Les comètes sont en quelque sorte des congélateurs contemporains de la formation de notre système solaire. Croisant dans les confins glacés du système solaire depuis des milliards d’années, ces « boules de neige sale » grandes comme des astéroïdes ont subi très peu de modifications depuis leur formation, si on les compare aux planètes. Etudier le système solaire à travers les comètes, cela revient un peu à essayer de comprendre comment un gâteau de mariage a été préparé en examinant la pâte qui reste dans le mélangeur.

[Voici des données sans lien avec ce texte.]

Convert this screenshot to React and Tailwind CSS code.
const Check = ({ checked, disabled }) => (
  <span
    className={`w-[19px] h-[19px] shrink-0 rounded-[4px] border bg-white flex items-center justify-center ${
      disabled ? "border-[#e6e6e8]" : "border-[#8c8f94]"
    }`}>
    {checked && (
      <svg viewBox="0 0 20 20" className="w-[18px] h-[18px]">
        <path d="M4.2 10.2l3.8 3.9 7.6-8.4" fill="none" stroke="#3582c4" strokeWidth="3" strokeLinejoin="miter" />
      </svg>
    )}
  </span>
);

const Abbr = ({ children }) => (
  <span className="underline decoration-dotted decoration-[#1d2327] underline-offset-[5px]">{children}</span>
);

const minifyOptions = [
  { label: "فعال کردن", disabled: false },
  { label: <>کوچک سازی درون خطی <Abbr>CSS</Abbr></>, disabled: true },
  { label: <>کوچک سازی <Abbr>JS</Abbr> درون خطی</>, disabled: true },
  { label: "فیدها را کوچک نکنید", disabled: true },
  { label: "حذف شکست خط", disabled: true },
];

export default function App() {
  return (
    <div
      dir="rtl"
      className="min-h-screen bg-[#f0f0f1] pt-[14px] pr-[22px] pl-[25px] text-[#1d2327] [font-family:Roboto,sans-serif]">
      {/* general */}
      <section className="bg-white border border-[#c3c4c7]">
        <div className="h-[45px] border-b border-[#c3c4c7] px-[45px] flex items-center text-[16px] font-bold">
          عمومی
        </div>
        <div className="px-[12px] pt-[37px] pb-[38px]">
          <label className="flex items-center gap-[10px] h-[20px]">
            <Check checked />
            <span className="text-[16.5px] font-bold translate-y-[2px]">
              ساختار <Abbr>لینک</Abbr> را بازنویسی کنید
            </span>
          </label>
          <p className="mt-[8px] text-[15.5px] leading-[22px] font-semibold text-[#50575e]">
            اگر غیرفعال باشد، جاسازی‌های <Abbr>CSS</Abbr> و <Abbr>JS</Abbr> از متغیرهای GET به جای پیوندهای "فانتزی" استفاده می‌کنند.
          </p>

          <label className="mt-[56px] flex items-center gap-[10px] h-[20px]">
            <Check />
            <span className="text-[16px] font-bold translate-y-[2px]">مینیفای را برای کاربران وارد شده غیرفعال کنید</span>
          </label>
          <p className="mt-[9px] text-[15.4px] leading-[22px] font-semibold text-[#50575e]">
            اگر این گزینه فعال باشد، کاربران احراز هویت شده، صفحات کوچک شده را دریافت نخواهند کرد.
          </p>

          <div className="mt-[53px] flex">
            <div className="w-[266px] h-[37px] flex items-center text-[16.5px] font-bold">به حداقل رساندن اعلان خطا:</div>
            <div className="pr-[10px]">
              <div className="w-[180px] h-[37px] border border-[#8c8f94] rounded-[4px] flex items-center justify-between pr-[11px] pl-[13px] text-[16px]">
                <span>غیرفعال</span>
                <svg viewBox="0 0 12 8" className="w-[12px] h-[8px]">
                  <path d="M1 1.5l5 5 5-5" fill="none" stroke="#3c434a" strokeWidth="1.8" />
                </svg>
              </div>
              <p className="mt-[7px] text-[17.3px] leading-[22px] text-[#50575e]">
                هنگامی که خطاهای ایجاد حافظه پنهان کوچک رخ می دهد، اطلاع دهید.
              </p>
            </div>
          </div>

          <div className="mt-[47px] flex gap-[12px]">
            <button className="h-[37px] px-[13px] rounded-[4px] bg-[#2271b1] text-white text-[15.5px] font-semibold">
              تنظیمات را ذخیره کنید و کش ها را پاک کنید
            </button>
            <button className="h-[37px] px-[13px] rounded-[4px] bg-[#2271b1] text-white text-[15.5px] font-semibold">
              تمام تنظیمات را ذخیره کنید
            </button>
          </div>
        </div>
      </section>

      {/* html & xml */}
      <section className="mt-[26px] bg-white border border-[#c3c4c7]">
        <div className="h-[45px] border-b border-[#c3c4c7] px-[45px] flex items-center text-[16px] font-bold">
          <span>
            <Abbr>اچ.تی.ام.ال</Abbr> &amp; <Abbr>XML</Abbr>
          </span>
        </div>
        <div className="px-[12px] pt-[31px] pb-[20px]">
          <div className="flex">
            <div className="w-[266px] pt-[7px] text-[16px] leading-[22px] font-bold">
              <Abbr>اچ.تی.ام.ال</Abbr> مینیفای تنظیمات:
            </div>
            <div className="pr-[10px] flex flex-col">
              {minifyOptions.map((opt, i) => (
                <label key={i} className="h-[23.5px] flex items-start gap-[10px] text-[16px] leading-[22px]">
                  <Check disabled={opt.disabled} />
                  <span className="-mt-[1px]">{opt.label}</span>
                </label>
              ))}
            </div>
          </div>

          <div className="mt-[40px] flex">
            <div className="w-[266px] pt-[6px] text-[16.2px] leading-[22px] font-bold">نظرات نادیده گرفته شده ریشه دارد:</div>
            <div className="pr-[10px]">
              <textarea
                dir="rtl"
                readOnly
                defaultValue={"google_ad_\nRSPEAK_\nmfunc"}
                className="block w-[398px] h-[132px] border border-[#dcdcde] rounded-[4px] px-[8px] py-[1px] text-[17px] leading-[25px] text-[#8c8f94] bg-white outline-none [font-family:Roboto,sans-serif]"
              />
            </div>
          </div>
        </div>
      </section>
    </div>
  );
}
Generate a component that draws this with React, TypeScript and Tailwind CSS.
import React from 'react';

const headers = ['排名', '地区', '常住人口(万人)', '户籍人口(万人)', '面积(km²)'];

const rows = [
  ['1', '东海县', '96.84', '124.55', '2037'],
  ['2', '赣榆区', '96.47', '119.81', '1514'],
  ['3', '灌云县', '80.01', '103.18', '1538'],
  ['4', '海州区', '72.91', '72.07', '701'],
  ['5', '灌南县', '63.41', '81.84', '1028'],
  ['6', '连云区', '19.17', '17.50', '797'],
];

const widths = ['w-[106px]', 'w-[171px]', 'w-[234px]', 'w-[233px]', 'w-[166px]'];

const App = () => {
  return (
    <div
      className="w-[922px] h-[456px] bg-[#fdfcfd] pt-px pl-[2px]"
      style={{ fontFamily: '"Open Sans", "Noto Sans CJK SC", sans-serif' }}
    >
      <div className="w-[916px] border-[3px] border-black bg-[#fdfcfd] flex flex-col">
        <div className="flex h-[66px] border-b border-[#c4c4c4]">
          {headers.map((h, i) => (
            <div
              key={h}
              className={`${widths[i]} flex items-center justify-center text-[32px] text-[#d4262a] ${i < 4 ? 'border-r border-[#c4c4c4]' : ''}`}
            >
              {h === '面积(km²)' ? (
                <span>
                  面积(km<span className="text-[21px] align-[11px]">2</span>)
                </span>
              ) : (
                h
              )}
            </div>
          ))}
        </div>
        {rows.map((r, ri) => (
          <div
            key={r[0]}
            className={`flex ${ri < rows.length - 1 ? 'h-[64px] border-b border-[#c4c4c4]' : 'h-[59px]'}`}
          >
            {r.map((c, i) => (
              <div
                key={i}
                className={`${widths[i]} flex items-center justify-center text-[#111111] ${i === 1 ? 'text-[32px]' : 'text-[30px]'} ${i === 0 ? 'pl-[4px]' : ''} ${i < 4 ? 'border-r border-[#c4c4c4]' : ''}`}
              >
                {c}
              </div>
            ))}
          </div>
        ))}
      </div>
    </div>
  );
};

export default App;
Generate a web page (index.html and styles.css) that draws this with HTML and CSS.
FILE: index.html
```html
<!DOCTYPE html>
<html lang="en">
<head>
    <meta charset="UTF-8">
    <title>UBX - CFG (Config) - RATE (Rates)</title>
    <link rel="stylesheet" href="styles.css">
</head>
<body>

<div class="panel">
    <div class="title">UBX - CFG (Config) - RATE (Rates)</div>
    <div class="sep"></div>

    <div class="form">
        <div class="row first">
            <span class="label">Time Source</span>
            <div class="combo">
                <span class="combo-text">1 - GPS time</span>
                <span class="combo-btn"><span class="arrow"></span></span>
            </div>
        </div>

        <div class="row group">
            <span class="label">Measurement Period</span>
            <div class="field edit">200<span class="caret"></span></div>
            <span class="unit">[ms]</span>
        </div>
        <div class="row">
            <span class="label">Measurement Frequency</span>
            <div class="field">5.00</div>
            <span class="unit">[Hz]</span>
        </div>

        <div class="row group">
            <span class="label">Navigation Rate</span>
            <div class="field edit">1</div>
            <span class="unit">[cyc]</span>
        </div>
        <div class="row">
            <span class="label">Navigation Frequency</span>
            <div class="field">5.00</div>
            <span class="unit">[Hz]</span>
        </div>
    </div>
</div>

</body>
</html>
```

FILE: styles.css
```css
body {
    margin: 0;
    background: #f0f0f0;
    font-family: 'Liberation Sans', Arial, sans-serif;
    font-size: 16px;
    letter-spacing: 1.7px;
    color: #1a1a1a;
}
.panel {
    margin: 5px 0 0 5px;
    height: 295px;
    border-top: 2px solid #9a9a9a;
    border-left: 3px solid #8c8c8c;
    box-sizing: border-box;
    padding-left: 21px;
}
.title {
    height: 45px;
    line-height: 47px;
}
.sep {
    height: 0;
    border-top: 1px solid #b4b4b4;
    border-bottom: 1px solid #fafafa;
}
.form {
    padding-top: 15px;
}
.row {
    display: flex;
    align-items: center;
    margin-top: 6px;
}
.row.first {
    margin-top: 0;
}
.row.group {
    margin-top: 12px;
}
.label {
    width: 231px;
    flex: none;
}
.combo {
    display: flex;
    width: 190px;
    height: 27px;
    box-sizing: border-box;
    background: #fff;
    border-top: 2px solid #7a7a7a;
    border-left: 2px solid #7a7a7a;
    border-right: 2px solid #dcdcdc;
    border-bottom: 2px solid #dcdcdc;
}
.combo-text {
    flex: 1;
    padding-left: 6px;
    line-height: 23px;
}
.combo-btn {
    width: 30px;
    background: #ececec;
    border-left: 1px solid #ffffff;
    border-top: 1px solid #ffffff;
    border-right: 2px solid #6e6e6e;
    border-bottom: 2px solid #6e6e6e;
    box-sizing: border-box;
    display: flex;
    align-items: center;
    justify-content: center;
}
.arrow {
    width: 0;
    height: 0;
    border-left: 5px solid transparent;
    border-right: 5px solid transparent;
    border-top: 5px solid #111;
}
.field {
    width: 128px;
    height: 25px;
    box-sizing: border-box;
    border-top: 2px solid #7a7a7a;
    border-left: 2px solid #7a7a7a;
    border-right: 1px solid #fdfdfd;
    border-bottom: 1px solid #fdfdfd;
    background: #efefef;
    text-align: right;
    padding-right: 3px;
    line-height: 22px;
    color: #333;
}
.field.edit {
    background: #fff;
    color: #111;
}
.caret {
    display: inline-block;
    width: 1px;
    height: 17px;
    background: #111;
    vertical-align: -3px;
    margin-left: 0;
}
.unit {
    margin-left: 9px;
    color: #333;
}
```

De fait, un certain nombre d’indices suggèrent que les comètes ont joué un rôle essentiel dans l’émergence de la vie sur notre planète. Le bombardement massif de comètes qu’a subi la jeune Terre pendant des millions d’années lui a probablement apporté une bonne part de l’eau qui lui vaut d’être aujourd’hui appelée la planète bleue. Et les comètes contiennent de complexes composés carbonés qui auraient pu jouer le rôle de briques élémentaires du vivant.

Lancée en 1999, Stardust va croiser ce 2 janvier 2004 la comète Wild 2, du nom de son découvreur Suisse. Avoir rendez-vous avec une comète n’a rien de romantique pour une sonde spatiale. Concrètement, ça ressemble à avoir rendez-vous avec une mitrailleuse lourde par une nuit brumeuse. Lorsque Stardust va plonger au travers de la queue de la comète, les grains de poussière qui s’échapperont de cette dernière percuteront la sonde à une vitesse relative de plus de 20 000 km/h, soit 6 fois plus vite que la plus rapide des balles.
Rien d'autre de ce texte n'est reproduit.